Beyond legal frameworks, there are practical challenges. While AI has become adept at handling predictable scripts, its ability to navigate unexpected conversational turns, understand nuanced human emotion, or parse speech in a loud café remains a significant technical hurdle. As the technology improves, developers must also remain mindful of the “uncanny valley”—the unsettling feeling people experience when an AI is almost, but not quite, human. The ultimate goal is a seamless and helpful interaction, not a deceptive or uncomfortable one.

Redefining Work for Humans and Machines

The impact of AI-powered calling extends far beyond personal convenience, promising to reshape the customer service and knowledge worker industries. In call centers, AI agents are poised to automate routine inquiries, freeing human agents to handle more complex, high-empathy issues. This represents a shift from replacement to augmentation, where AI acts as a first line of support or a real-time assistant for its human counterparts, synthesizing data and suggesting responses.

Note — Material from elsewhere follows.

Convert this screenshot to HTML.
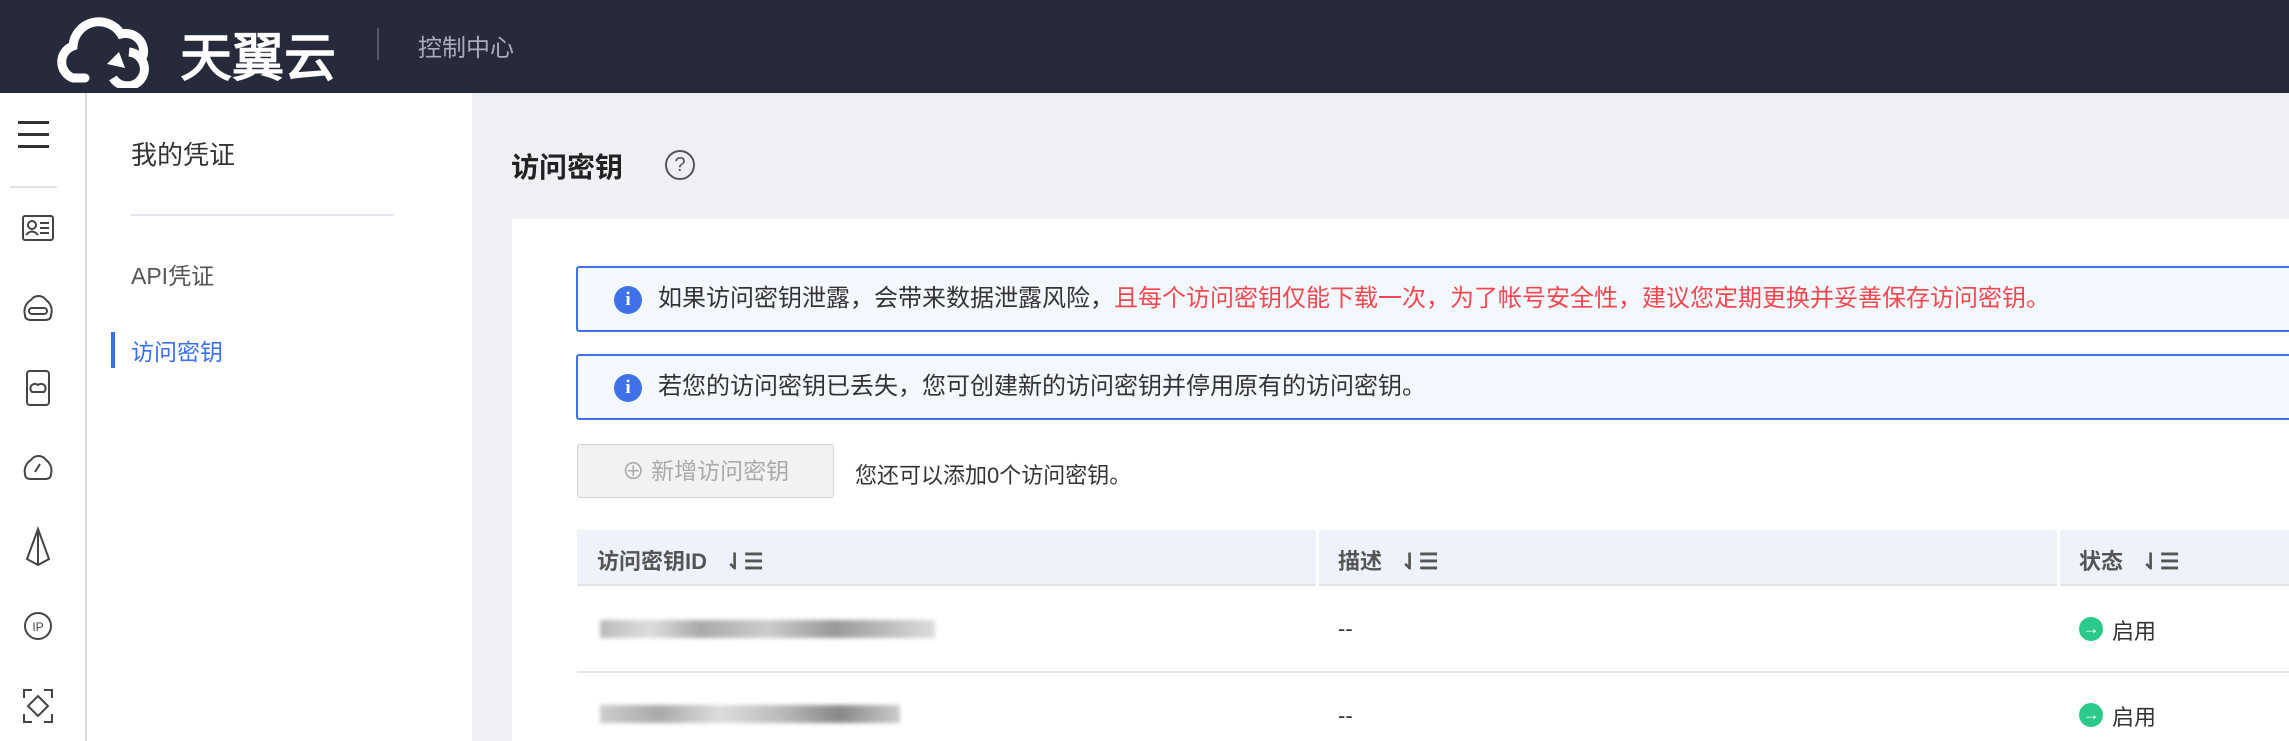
<!DOCTYPE html>
<html style="height:741px;overflow:hidden"><head><meta charset="utf-8"><style>
*{margin:0;padding:0;box-sizing:border-box}
body{width:2289px;height:741px;overflow:hidden;background:#eef0f4;font-family:"Liberation Sans","Noto Sans CJK SC",sans-serif;position:relative}
.a{position:absolute}
.hdr{left:0;top:0;width:2289px;height:93px;background:#272a3b}
.side{left:0;top:93px;width:87px;height:648px;background:#fff;border-right:2px solid #d9d9dc}
.nav{left:87px;top:93px;width:385px;height:648px;background:#fff}
.card{left:512px;top:219px;width:1800px;height:530px;background:#fff}
.alert{left:576px;width:1760px;height:66px;background:#f3f8fe;border:2px solid #3f72e8;border-radius:3px;font-size:24px;color:#333;line-height:62px;padding-left:80px}
.info{position:absolute;left:36px;top:18px;width:28px;height:28px;border-radius:50%;background:#3f72e8;color:#fff;font-size:19px;font-weight:bold;line-height:28px;text-align:center;font-family:"Liberation Serif",serif}
.th{font-size:22px;font-weight:bold;color:#555}
.td{font-size:22px;color:#333}
.ic{stroke:#444;fill:none;stroke-width:2}
</style></head><body>
<div class="a hdr">
<svg class="a" style="left:55px;top:8px" width="100" height="80" viewBox="0 0 100 80"><path d="M30 70 H18 A17 17 0 0 1 18 38 A26 26 0 0 1 66 26 A18 18 0 0 1 88 48" stroke="#fff" stroke-width="9" fill="none" stroke-linecap="round"/><path d="M74 44 A17 17 0 1 1 58 70" stroke="#fff" stroke-width="9" fill="none"/><path d="M52 56 L64 44 L70 60 Z" fill="#fff"/></svg>
<div class="a" style="left:180px;top:16px;font-size:52px;color:#fff;-webkit-text-stroke:1.5px #fff">天翼云</div>
<div class="a" style="left:377px;top:28px;width:2px;height:32px;background:#555a6a"></div>
<div class="a" style="left:418px;top:28px;font-size:24px;color:#a9adba">控制中心</div>
</div>
<div class="a side">
<div class="a" style="left:18px;top:28px;width:31px;height:3px;background:#333"></div>
<div class="a" style="left:18px;top:40px;width:31px;height:3px;background:#333"></div>
<div class="a" style="left:18px;top:52px;width:31px;height:3px;background:#333"></div>
<div class="a" style="left:10px;top:93px;width:47px;height:2px;background:#e0e3ea"></div>
<svg class="a" style="left:21px;top:120px" width="34" height="520">
<rect class="ic" x="2" y="3" width="30" height="24" rx="2" stroke-width="1.5"/><circle class="ic" cx="11" cy="12" r="4" stroke-width="1.3"/><path class="ic" d="M5 22 Q11 15 17 22 M19 10h9M19 15h9M19 20h9" stroke-width="1.3"/>
<path class="ic" d="M4 102 A13 13 0 0 1 10 87 A9 9 0 0 1 25 87 A13 13 0 0 1 30 102 Q30 107 24 107 H10 Q4 107 4 102Z" stroke-width="1.5"/><rect class="ic" x="8" y="95" width="18" height="6" rx="3" stroke-width="1.3"/>
<rect class="ic" x="6" y="158" width="22" height="34" rx="3" stroke-width="1.5"/><path class="ic" d="M11 179 A4 4 0 0 1 17 172 A4 4 0 0 1 23 179Z" stroke-width="1.2"/>
<path class="ic" d="M4 261 A13 13 0 0 1 10 247 A9 9 0 0 1 25 247 A13 13 0 0 1 30 261 Q30 266 24 266 H10 Q4 266 4 261Z M14 259 L19 251" stroke-width="1.5"/>
<path class="ic" d="M17 316 L6 346 L17 352 L28 346 Z M17 316 V352" stroke-width="1.5"/>
<circle class="ic" cx="17" cy="413" r="13" stroke-width="1.5"/><text x="17" y="418" font-size="12" text-anchor="middle" fill="#444" font-family="Liberation Sans">IP</text>
<path class="ic" d="M3 485v-8h8M23 477h8v8M31 501v8h-8M11 509H3v-8M17 483l10 10-10 10-10-10z" stroke-width="1.8"/>
</svg>
</div>
<div class="a nav">
<div class="a" style="left:44px;top:42px;font-size:26px;color:#333">我的凭证</div>
<div class="a" style="left:44px;top:121px;width:263px;height:2px;background:#e3e6ee"></div>
<div class="a" style="left:44px;top:164px;font-size:23px;color:#555">API凭证</div>
<div class="a" style="left:24px;top:239px;width:4px;height:36px;background:#3a6ff0"></div>
<div class="a" style="left:44px;top:240px;font-size:23px;color:#3a6ff0">访问密钥</div>
</div>
<div class="a" style="left:511px;top:146px;font-size:28px;font-weight:bold;color:#222">访问密钥</div>
<div class="a" style="left:665px;top:150px;width:30px;height:30px;border:2px solid #555;border-radius:50%;font-size:20px;line-height:26px;text-align:center;color:#555">?</div>
<div class="a card"></div>
<div class="a alert" style="top:266px"><span class="info">i</span>如果访问密钥泄露，会带来数据泄露风险，<span style="color:#f4474e">且每个访问密钥仅能下载一次，为了帐号安全性，建议您定期更换并妥善保存访问密钥。</span></div>
<div class="a alert" style="top:354px"><span class="info">i</span>若您的访问密钥已丢失，您可创建新的访问密钥并停用原有的访问密钥。</div>
<div class="a" style="left:577px;top:444px;width:257px;height:54px;background:#f2f2f3;border:1px solid #d4d4d4;border-radius:3px;font-size:23px;color:#aaa;line-height:52px;text-align:center">⊕ 新增访问密钥</div>
<div class="a td" style="left:855px;top:458px">您还可以添加0个访问密钥。</div>
<div class="a" style="left:577px;top:530px;width:1712px;height:56px;background:#eef2fa;border-bottom:2px solid #e2e4ea"></div>
<div class="a" style="left:1316px;top:530px;width:3px;height:56px;background:#fff"></div>
<div class="a" style="left:2057px;top:530px;width:3px;height:56px;background:#fff"></div>
<div class="a th" style="left:597px;top:544px">访问密钥ID&nbsp;&nbsp;&nbsp;⇃☰</div>
<div class="a th" style="left:1338px;top:544px">描述&nbsp;&nbsp;&nbsp;⇃☰</div>
<div class="a th" style="left:2079px;top:544px">状态&nbsp;&nbsp;&nbsp;⇃☰</div>
<div class="a" style="left:577px;top:671px;width:1712px;height:2px;background:#e2e4ea"></div>
<div class="a" style="left:600px;top:620px;width:335px;height:18px;background:linear-gradient(90deg,#bbb,#ddd 15%,#aaa 30%,#ccc 50%,#999 70%,#bbb 85%,#ddd);filter:blur(2px)"></div>
<div class="a" style="left:600px;top:705px;width:300px;height:18px;background:linear-gradient(90deg,#ccc,#aaa 20%,#ddd 40%,#bbb 60%,#888 80%,#ccc);filter:blur(2px)"></div>
<div class="a td" style="left:1338px;top:616px">--</div>
<div class="a td" style="left:1338px;top:703px">--</div>
<div class="a" style="left:2079px;top:617px;width:24px;height:24px;border-radius:50%;background:#2bc98a;color:#fff;font-size:17px;line-height:24px;text-align:center;font-weight:bold">→</div>
<div class="a td" style="left:2112px;top:614px">启用</div>
<div class="a" style="left:2079px;top:703px;width:24px;height:24px;border-radius:50%;background:#2bc98a;color:#fff;font-size:17px;line-height:24px;text-align:center;font-weight:bold">→</div>
<div class="a td" style="left:2112px;top:700px">启用</div>
</body></html>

For the broader knowledge workforce, tools like “Call for Me” could fundamentally alter daily workflows. Studies have shown that knowledge workers spend a significant portion of their time on automatable tasks. By delegating these activities to AI, employees can dedicate more of their cognitive energy to creative problem-solving, strategic planning, and innovation. This transformation necessitates the development of new skills, particularly “AI fluency”—the ability to effectively manage, collaborate with, and direct AI agents to achieve desired outcomes.

As organizations integrate these tools, they will be compelled to redesign internal processes to accommodate a hybrid workforce of people and AI agents. The rise of machine-originated calls will stress-test legacy customer experience systems, forcing companies to streamline their own automated menus and routing logic. Ultimately, the successful adoption of this technology will depend not just on its technical prowess, but on the ability of businesses and individuals to adapt to a future where collaboration with intelligent machines is an integral part of daily work.